In Reality Jane, you suggest that crew for some reality TV shows, shooting on location for an extended period of time, tend to be on the randy side. True in real life?
I don’t think we are any more randy than a gang of executives in Vegas for a convention. But yes, any time you get a group of mostly single 20- and 30-somethings stuck in a hotel for a month, working their asses off, then blowing off steam with alcohol, stuff’s going to happen.

In the novel, Jane Kaufman yearns to live away from LA. True in your life, too, and, if so, why?
It’s a popular notion for those who live in LA to complain about living there. But truly, LA is a great place to live. It’s just so damn cool. It’s also got the worst traffic I’ve ever seen in my life.
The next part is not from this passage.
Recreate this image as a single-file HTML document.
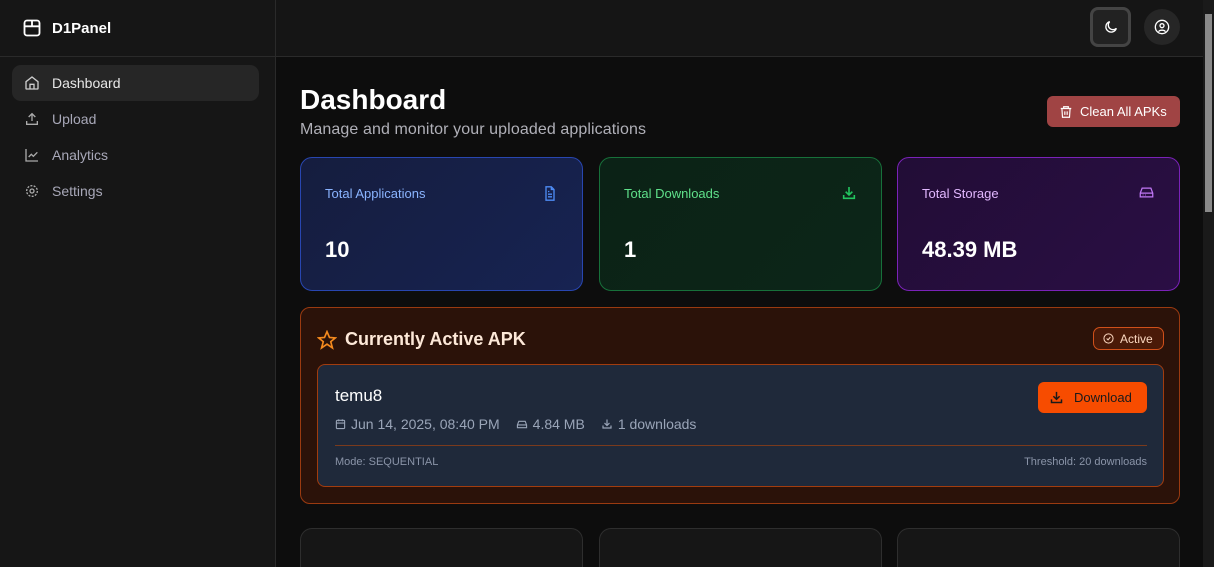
<!DOCTYPE html>
<html><head><meta charset="utf-8"><style>
*{box-sizing:border-box;margin:0;padding:0}
html,body{width:1214px;height:567px;overflow:hidden}
body{background:#0d0d0d;font-family:"Liberation Sans",sans-serif;color:#fff;position:relative}
svg{display:block}
.side{position:absolute;left:0;top:0;width:276px;height:567px;background:#161616;border-right:1px solid #2a2a2a}
.logo{height:57px;border-bottom:1px solid #2a2a2a;display:flex;align-items:center;padding-left:22px;font-weight:bold;font-size:15px;gap:10px}
.nav{padding:8px 12px}
.ni{height:36px;display:flex;align-items:center;padding-left:12px;gap:12px;font-size:14px;color:#a8a8b8;border-radius:9px}
.ni.act{background:#262626;color:#e8e8e8;width:247px}
.top{position:absolute;left:276px;top:0;right:11px;height:57px;background:#151515;border-bottom:1px solid #2a2a2a}
.sb{position:absolute;right:0;top:0;width:11px;height:567px;background:#1a1a1a}
.sb div{position:absolute;left:2px;top:14px;width:7px;height:198px;background:#8a8a8a}
.card{position:absolute;top:157px;width:283px;height:134px;border-radius:12px;padding:28px 24px}
.card .l{font-size:13px}
.card .v{font-size:22px;font-weight:bold;margin-top:36px}
.card svg{position:absolute;right:24px;top:27px}
.meta{display:flex;align-items:center;gap:5px}
</style></head><body>
<div class="side">
 <div class="logo"><svg width="20" height="20" viewBox="0 0 24 24" fill="none" stroke="#fff" stroke-width="2.2"><rect x="3" y="3" width="18" height="18" rx="3"/><path d="M3 10h18M12 3v7"/></svg>D1Panel</div>
 <div class="nav">
  <div class="ni act"><svg width="16" height="16" viewBox="0 0 24 24" fill="none" stroke="#ccc" stroke-width="2"><path d="M3 10l9-7 9 7v10a1 1 0 0 1-1 1H4a1 1 0 0 1-1-1z"/><path d="M9 21v-7h6v7"/></svg>Dashboard</div>
  <div class="ni"><svg width="16" height="16" viewBox="0 0 24 24" fill="none" stroke="#aaa" stroke-width="2"><path d="M4 15v5h16v-5M12 15V4M7 9l5-5 5 5"/></svg>Upload</div>
  <div class="ni"><svg width="16" height="16" viewBox="0 0 24 24" fill="none" stroke="#aaa" stroke-width="2"><path d="M3 3v18h18M7 15l4-4 3 3 6-6"/></svg>Analytics</div>
  <div class="ni"><svg width="16" height="16" viewBox="0 0 24 24" fill="none" stroke="#aaa" stroke-width="2"><circle cx="12" cy="12" r="3"/><circle cx="12" cy="12" r="8" stroke-dasharray="3 2"/></svg>Settings</div>
 </div>
</div>
<div class="top">
 <div style="position:absolute;left:814px;top:7px;width:41px;height:40px;border:3px solid #444;border-radius:8px;background:#222;display:flex;align-items:center;justify-content:center"><svg width="16" height="16" viewBox="0 0 24 24" fill="none" stroke="#fff" stroke-width="2"><path d="M20 14A8 8 0 1 1 10 4a6 6 0 0 0 10 10z"/></svg></div>
 <div style="position:absolute;left:868px;top:9px;width:36px;height:36px;border-radius:50%;background:#262626;display:flex;align-items:center;justify-content:center"><svg width="16" height="16" viewBox="0 0 24 24" fill="none" stroke="#fff" stroke-width="2"><circle cx="12" cy="12" r="10"/><circle cx="12" cy="10" r="3"/><path d="M7 19c1-3 9-3 10 0"/></svg></div>
</div>
<div class="sb"><div></div></div>
<div style="position:absolute;left:300px;top:84px;font-size:28px;font-weight:bold">Dashboard</div>
<div style="position:absolute;left:300px;top:121px;font-size:16px;color:#b0b0b8;letter-spacing:0.1px">Manage and monitor your uploaded applications</div>
<div style="position:absolute;left:1047px;top:96px;width:133px;height:31px;background:#a04444;border-radius:6px;display:flex;align-items:center;padding-left:12px;gap:7px;font-size:13px;white-space:nowrap"><svg width="14" height="14" viewBox="0 0 24 24" fill="none" stroke="#fff" stroke-width="2"><path d="M3 6h18M8 6V3h8v3M5 6l1 15h12l1-15M10 11v6M14 11v6"/></svg>Clean All APKs</div>
<div class="card" style="left:300px;background:linear-gradient(135deg,#151d3e,#172352);border:1px solid #2846b0"><div class="l" style="color:#8ab4ff">Total Applications</div><div class="v">10</div><svg width="16" height="17" viewBox="0 0 24 24" fill="none" stroke="#4d8cf5" stroke-width="2"><path d="M14 2H6v20h12V6zM14 2v4h4M9 13h6M9 17h6M9 9h2"/></svg></div>
<div class="card" style="left:599px;background:linear-gradient(135deg,#0b2216,#0c2618);border:1px solid #17703a"><div class="l" style="color:#5fe08a">Total Downloads</div><div class="v">1</div><svg width="16" height="16" viewBox="0 0 24 24" fill="none" stroke="#22c55e" stroke-width="2.4"><path d="M4 15v5h16v-5M12 3v12M7 10l5 5 5-5"/></svg></div>
<div class="card" style="left:897px;background:linear-gradient(135deg,#220d36,#2a0e44);border:1px solid #7a22b8"><div class="l" style="color:#e2b8ff">Total Storage</div><div class="v">48.39 MB</div><svg width="17" height="15" viewBox="0 0 24 24" fill="none" stroke="#c077f5" stroke-width="2"><path d="M2 13l3-8h14l3 8v6H2zM2 13h20M6 16h1M10 16h1"/></svg></div>
<div style="position:absolute;left:300px;top:307px;width:880px;height:197px;background:#2b1209;border:1px solid #9a3a10;border-radius:10px">
 <div style="position:absolute;left:16px;top:21px;display:flex;gap:8px;align-items:center;font-size:18px;font-weight:bold;color:#fde8d8"><svg width="20" height="20" viewBox="0 0 24 24" fill="none" stroke="#f58a1e" stroke-width="2"><path d="M12 2l3 7 7 .5-5.5 4.5 2 7.5L12 17l-6.5 4.5 2-7.5L2 9.5 9 9z"/></svg>Currently Active APK</div>
 <div style="position:absolute;left:792px;top:19px;width:71px;height:23px;border:1px solid #d0501a;background:#4a1a08;border-radius:7px;display:flex;align-items:center;gap:6px;padding-left:9px;font-size:12px;color:#fcd8c0"><svg width="11" height="11" viewBox="0 0 24 24" fill="none" stroke="#fcd8c0" stroke-width="2.2"><circle cx="12" cy="12" r="10"/><path d="M8 12l3 3 5-6"/></svg>Active</div>
 <div style="position:absolute;left:16px;top:56px;width:847px;height:123px;background:#1f293a;border:1px solid #a23c0e;border-radius:8px">
  <div style="position:absolute;left:17px;top:21px;font-size:17px">temu8</div>
  <div style="position:absolute;left:17px;top:51px;font-size:14px;color:#9aa5b8;display:flex;gap:16px">
   <span class="meta"><svg width="11" height="12" viewBox="0 0 24 24" fill="none" stroke="#9aa5b8" stroke-width="2.4"><rect x="3" y="4" width="18" height="18" rx="2"/><path d="M3 10h18M8 2v4M16 2v4"/></svg>Jun 14, 2025, 08:40 PM</span>
   <span class="meta"><svg width="12" height="11" viewBox="0 0 24 24" fill="none" stroke="#9aa5b8" stroke-width="2.4"><path d="M2 13l3-8h14l3 8v6H2zM2 13h20"/></svg>4.84 MB</span>
   <span class="meta"><svg width="12" height="12" viewBox="0 0 24 24" fill="none" stroke="#9aa5b8" stroke-width="2.4"><path d="M4 15v5h16v-5M12 3v12M7 10l5 5 5-5"/></svg>1 downloads</span></div>
  <div style="position:absolute;left:17px;right:16px;top:80px;border-top:1px solid #7a3a1c"></div>
  <div style="position:absolute;left:17px;top:91px;font-size:11px;color:#8a94a8">Mode: SEQUENTIAL</div>
  <div style="position:absolute;right:16px;top:91px;font-size:11px;color:#8a94a8">Threshold: 20 downloads</div>
  <div style="position:absolute;left:720px;top:17px;width:109px;height:31px;background:#f74c00;border-radius:6px;display:flex;align-items:center;gap:10px;padding-left:11px;font-size:13px;color:#1a1a1a;white-space:nowrap"><svg width="15" height="15" viewBox="0 0 24 24" fill="none" stroke="#1a1a1a" stroke-width="2.4"><path d="M4 15v5h16v-5M12 3v12M7 10l5 5 5-5"/></svg>Download</div>
 </div>
</div>
<div style="position:absolute;left:300px;top:528px;width:283px;height:39px;border:1px solid #2e2e2e;border-bottom:none;background:#161616;border-radius:12px 12px 0 0"></div>
<div style="position:absolute;left:599px;top:528px;width:283px;height:39px;border:1px solid #2e2e2e;border-bottom:none;background:#161616;border-radius:12px 12px 0 0"></div>
<div style="position:absolute;left:897px;top:528px;width:283px;height:39px;border:1px solid #2e2e2e;border-bottom:none;background:#161616;border-radius:12px 12px 0 0"></div>
</body></html>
Complete grid-lock. I left LA to partially remove myself (and my family) from the uber rat-race, but I discovered the rat-race had followed me, so escape was a futile effort. And now I miss LA’s cool factor. Someday I may go back. I just hope they don’t run out of water!

What do reality TV participants get out of the experience? Best case? Worst case?
Best case: a $50 million boost to a fledgling business (Bethanny Frankel) or a few million dollars in cologne endorsements (The Situation)
Worst case: a severe hangover.

Seriously, like anything, it’s what you make of the experience. It can open many doors for you. Or, it can be devastating. It all depends on who you are as a person. Going on a show will show you who you really are.

In this book, do you do more dissing or dishing when it comes to reality TV?
Dishing. People love to dish and it’s why reality TV is so popular. It’s also why this book will be popular. As for dissing, nobody likes a hater. I don’t want anyone to get hurt. That’s never been my goal in anything I do.

How hard was it to get this book published?
To quote a favorite song lyric, it’s been “a long and windy road” but worth every step. I’m ever grateful to the people who have supported this process.